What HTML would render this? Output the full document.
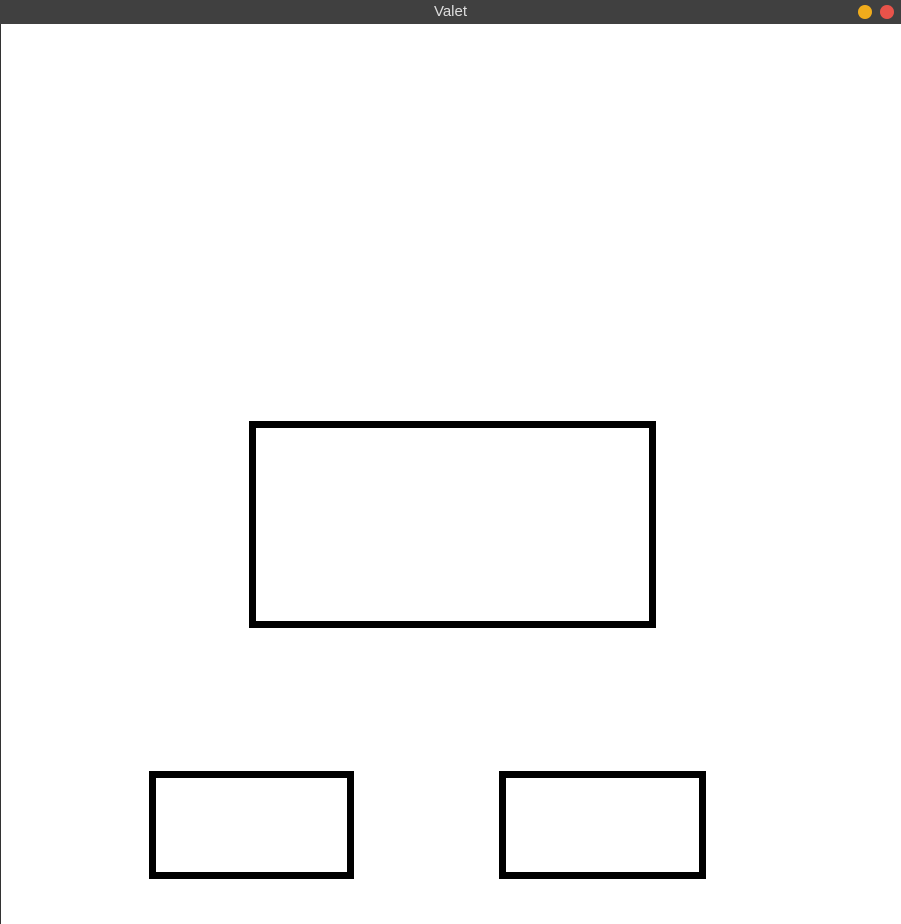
<!DOCTYPE html>
<html><head><style>
body{margin:0;width:901px;height:924px;background:#fff;position:relative;overflow:hidden;font-family:"Liberation Sans",sans-serif}
.bar{position:absolute;left:0;top:0;width:901px;height:24px;background:#404040;color:#ddd;font-size:15px;text-align:center;line-height:24px}
.lb{position:absolute;left:0;top:24px;width:1px;height:900px;background:#333}
.d{position:absolute;top:5px;width:14px;height:14px;border-radius:50%}
.r{position:absolute;border:7px solid #000;box-sizing:border-box}
</style></head><body>
<div class="bar">Valet</div>
<div class="d" style="left:858px;background:#f0ac1c"></div>
<div class="d" style="left:880px;background:#e8534a"></div>
<div class="lb"></div>
<div class="r" style="left:249px;top:421px;width:407px;height:207px"></div>
<div class="r" style="left:149px;top:771px;width:205px;height:108px"></div>
<div class="r" style="left:499px;top:771px;width:207px;height:108px"></div>
</body></html>
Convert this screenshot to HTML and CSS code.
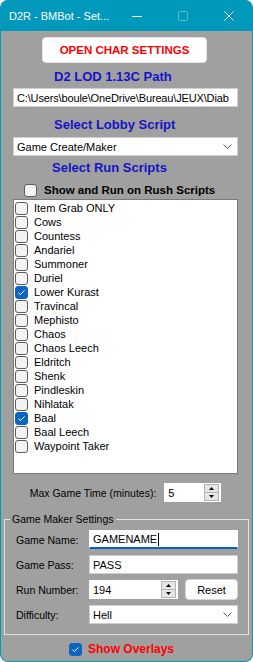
FILE: index.html
```html
<!DOCTYPE html>
<html lang="en">
<head>
    <meta charset="UTF-8">
    <title>D2R - BMBot - Settings</title>
    <link rel="stylesheet" href="styles.css">
</head>
<body>
    <div class="window">
        <div class="titlebar">
            <span class="title">D2R - BMBot - Set...</span>
            <div class="caption">
                <span class="cap-btn">
                    <svg width="10" height="10" viewBox="0 0 10 10"><path d="M0 5.5 H10" stroke="#fff" stroke-width="1"/></svg>
                </span>
                <span class="cap-btn disabled">
                    <svg width="10" height="10" viewBox="0 0 10 10"><rect x="0.5" y="0.5" width="9" height="9" rx="1" fill="none" stroke="#fff" stroke-width="1"/></svg>
                </span>
                <span class="cap-btn">
                    <svg width="10" height="10" viewBox="0 0 10 10"><path d="M0.5 0.5 L9.5 9.5 M9.5 0.5 L0.5 9.5" stroke="#fff" stroke-width="1"/></svg>
                </span>
            </div>
        </div>

        <div class="content">
            <button class="char-btn">OPEN CHAR SETTINGS</button>

            <div class="heading h-path">D2 LOD 1.13C Path</div>
            <div class="textbox path">C:\Users\boule\OneDrive\Bureau\JEUX\Diab</div>

            <div class="heading h-lobby">Select Lobby Script</div>
            <div class="combo">
                <span>Game Create/Maker</span>
                <svg class="chevron" width="9" height="5" viewBox="0 0 9 5"><path d="M0.5 0.5 L4.5 4.5 L8.5 0.5" fill="none" stroke="#606060" stroke-width="1"/></svg>
            </div>

            <div class="heading h-run">Select Run Scripts</div>
            <label class="rush">
                <span class="box"></span>
                <span>Show and Run on Rush Scripts</span>
            </label>

            <div class="listbox" id="scripts"></div>

            <div class="max-row">
                <span>Max Game Time (minutes):</span>
                <div class="textbox num">
                    <span>5</span>
                    <span class="spin">
                        <span class="spin-half"><svg width="5" height="3" viewBox="0 0 5 3"><path d="M0 3 L2.5 0 L5 3 Z" fill="#000"/></svg></span>
                        <span class="spin-half"><svg width="5" height="3" viewBox="0 0 5 3"><path d="M0 0 L2.5 3 L5 0 Z" fill="#000"/></svg></span>
                    </span>
                </div>
            </div>

            <fieldset class="group">
                <legend>Game Maker Settings</legend>
                <div class="field">
                    <span class="label">Game Name:</span>
                    <div class="textbox wide focused"><span>GAMENAME</span><span class="caret"></span></div>
                </div>
                <div class="field">
                    <span class="label">Game Pass:</span>
                    <div class="textbox wide">PASS</div>
                </div>
                <div class="field">
                    <span class="label">Run Number:</span>
                    <div class="textbox num run">
                        <span>194</span>
                        <span class="spin">
                            <span class="spin-half"><svg width="5" height="3" viewBox="0 0 5 3"><path d="M0 3 L2.5 0 L5 3 Z" fill="#000"/></svg></span>
                            <span class="spin-half"><svg width="5" height="3" viewBox="0 0 5 3"><path d="M0 0 L2.5 3 L5 0 Z" fill="#000"/></svg></span>
                        </span>
                    </div>
                    <button class="reset-btn">Reset</button>
                </div>
                <div class="field">
                    <span class="label">Difficulty:</span>
                    <div class="combo wide">
                        <span>Hell</span>
                        <svg class="chevron" width="9" height="5" viewBox="0 0 9 5"><path d="M0.5 0.5 L4.5 4.5 L8.5 0.5" fill="none" stroke="#606060" stroke-width="1"/></svg>
                    </div>
                </div>
            </fieldset>

            <label class="overlays">
                <span class="box checked"></span>
                <span>Show Overlays</span>
            </label>
        </div>
    </div>

    <script>
        // run scripts shown in the checked list box
        const scripts = [
            ['Item Grab ONLY', false], ['Cows', false], ['Countess', false],
            ['Andariel', false], ['Summoner', false], ['Duriel', false],
            ['Lower Kurast', true], ['Travincal', false], ['Mephisto', false],
            ['Chaos', false], ['Chaos Leech', false], ['Eldritch', false],
            ['Shenk', false], ['Pindleskin', false], ['Nihlatak', false],
            ['Baal', true], ['Baal Leech', false], ['Waypoint Taker', false]
        ];

        const list = document.getElementById('scripts');
        scripts.forEach(function(s) {
            const row = document.createElement('div');
            row.className = 'item';
            row.innerHTML = '<span class="box' + (s[1] ? ' checked' : '') + '"></span><span>' + s[0] + '</span>';
            list.appendChild(row);
        });
    </script>
</body>
</html>
```

FILE: styles.css
```css
:root {
    --accent: #0099bc;
    --form-bg: #a0a0a0;
    --heading: #1414c8;
    --check: #0a64c2;
    --red: #ff0000;
}

body {
    margin: 0;
    background-color: #ffffff;
    font-family: 'Liberation Sans', Arial, sans-serif;
    font-size: 10.5px;
    color: #000;
}

.window {
    width: 253px;
    height: 662px;
    box-sizing: border-box;
    border: 1px solid var(--accent);
    border-top: none;
    border-radius: 8px;
    background-color: var(--form-bg);
    overflow: hidden;
    display: flex;
    flex-direction: column;
}

/* title bar */

.titlebar {
    height: 31px;
    flex-shrink: 0;
    background-color: var(--accent);
    display: flex;
    align-items: center;
    justify-content: space-between;
}

.title {
    color: #fff;
    font-size: 11px;
    padding-left: 8px;
}

.caption {
    display: flex;
    height: 100%;
}

.cap-btn {
    width: 46px;
    display: flex;
    align-items: center;
    justify-content: center;
}

.cap-btn.disabled svg {
    opacity: 0.35;
}

/* form content */

.content {
    display: flex;
    flex-direction: column;
    padding: 6px 14px 0 12px;
}

.char-btn {
    width: 165px;
    height: 26px;
    margin-left: 29px;
    padding: 0;
    background-color: #fff;
    border: 1px solid #e4e4e4;
    border-radius: 4px;
    color: var(--red);
    font-family: 'Liberation Sans', Arial, sans-serif;
    font-weight: bold;
    font-size: 11.5px;
}

.heading {
    height: 20px;
    line-height: 20px;
    color: var(--heading);
    font-weight: bold;
    font-size: 13px;
    white-space: nowrap;
}

.h-path {
    margin-top: 4px;
    padding-left: 41px;
}

.h-lobby {
    margin-top: 8px;
    padding-left: 41px;
}

.h-run {
    margin-top: 2px;
    padding-left: 39px;
}

.textbox,
.combo {
    height: 19px;
    box-sizing: border-box;
    background-color: #fff;
    border: 1px solid #cfcfcf;
    display: flex;
    align-items: center;
    padding-left: 3px;
    white-space: nowrap;
    overflow: hidden;
    font-size: 11px;
}

.path {
    margin-top: 1px;
    letter-spacing: -0.15px;
}

.combo {
    margin-top: 2px;
    justify-content: space-between;
    padding-right: 5px;
}

.chevron {
    flex-shrink: 0;
}

/* checkboxes */

.box {
    width: 13px;
    height: 13px;
    box-sizing: border-box;
    flex-shrink: 0;
    border: 1px solid #5c5c5c;
    border-radius: 3px;
    background-color: #f3f3f3;
}

.box.checked {
    border-color: var(--check);
    background-color: var(--check);
    background-image: url("data:image/svg+xml,%3Csvg xmlns='http://www.w3.org/2000/svg' width='11' height='11' viewBox='0 0 11 11'%3E%3Cpath d='M2.5 5.8 L4.4 7.6 L8.5 3.4' fill='none' stroke='white' stroke-width='1'/%3E%3C/svg%3E");
    background-repeat: no-repeat;
    background-position: center;
}

.rush {
    margin-top: 5px;
    height: 14px;
    display: flex;
    align-items: center;
    gap: 7px;
    padding-left: 11px;
    font-weight: bold;
    font-size: 11.5px;
}

.listbox {
    margin-top: 2px;
    height: 275px;
    box-sizing: border-box;
    background-color: #fff;
    border: 1px solid #7a7a7a;
    padding: 1px 0 0 1px;
}

.item {
    height: 14px;
    display: flex;
    align-items: center;
    gap: 6px;
    font-size: 11px;
}

.max-row {
    margin-top: 9px;
    display: flex;
    align-items: center;
    justify-content: center;
    gap: 8px;
    font-size: 10.5px;
}

.num {
    width: 57px;
    justify-content: space-between;
    padding-right: 1px;
    border-color: #fff;
}

.spin {
    width: 15px;
    height: 17px;
    box-sizing: border-box;
    display: flex;
    flex-direction: column;
    border: 1px solid #b4b4b4;
    background-color: #e6e6e6;
}

.spin-half {
    flex: 1;
    display: flex;
    align-items: center;
    justify-content: center;
}

.spin-half + .spin-half {
    border-top: 1px solid #b4b4b4;
}

/* game maker group */

.group {
    margin: 10px -11px 0 -9px;
    padding: 4px 9px 10px 11px;
    border: 1px solid #e2e2e2;
    display: flex;
    flex-direction: column;
    gap: 6px;
}

.group legend {
    padding: 0 2px;
    margin-left: -6px;
    line-height: 14px;
    font-size: 10.5px;
}

.field {
    display: flex;
    align-items: center;
    height: 19px;
    font-size: 10.5px;
}

.field .textbox,
.field .combo {
    font-size: 11px;
}

.label {
    width: 73px;
    flex-shrink: 0;
}

.wide {
    width: 149px;
    margin-top: 0;
}

.focused {
    border-color: #fff;
    border-bottom: 2px solid #0064c0;
}

.caret {
    width: 1px;
    height: 13px;
    background-color: #000;
    margin-left: 1px;
}

.run {
    width: 89px;
}

.reset-btn {
    width: 53px;
    height: 21px;
    margin-left: 7px;
    padding: 0;
    background-color: #fdfdfd;
    border: 1px solid #d6d6d6;
    border-radius: 4px;
    font-family: 'Liberation Sans', Arial, sans-serif;
    font-size: 11px;
    color: #000;
}

.overlays {
    margin-top: 7px;
    height: 14px;
    display: flex;
    align-items: center;
    justify-content: center;
    gap: 6px;
    margin-right: 8px;
    color: var(--red);
    font-weight: bold;
    font-size: 12px;
}
```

Instructions to follow:
Only the lines from the start of the records to the one containing "</body></html>" should be repeated, exactly and with both ends kept; drop any pictures.

Result of the exercise:
What HTML would render this? Output the full document.
<!DOCTYPE html>
<html><head><style>
body{margin:0;width:901px;height:924px;background:#fff;position:relative;overflow:hidden;font-family:"Liberation Sans",sans-serif}
.bar{position:absolute;left:0;top:0;width:901px;height:24px;background:#404040;color:#ddd;font-size:15px;text-align:center;line-height:24px}
.lb{position:absolute;left:0;top:24px;width:1px;height:900px;background:#333}
.d{position:absolute;top:5px;width:14px;height:14px;border-radius:50%}
.r{position:absolute;border:7px solid #000;box-sizing:border-box}
</style></head><body>
<div class="bar">Valet</div>
<div class="d" style="left:858px;background:#f0ac1c"></div>
<div class="d" style="left:880px;background:#e8534a"></div>
<div class="lb"></div>
<div class="r" style="left:249px;top:421px;width:407px;height:207px"></div>
<div class="r" style="left:149px;top:771px;width:205px;height:108px"></div>
<div class="r" style="left:499px;top:771px;width:207px;height:108px"></div>
</body></html>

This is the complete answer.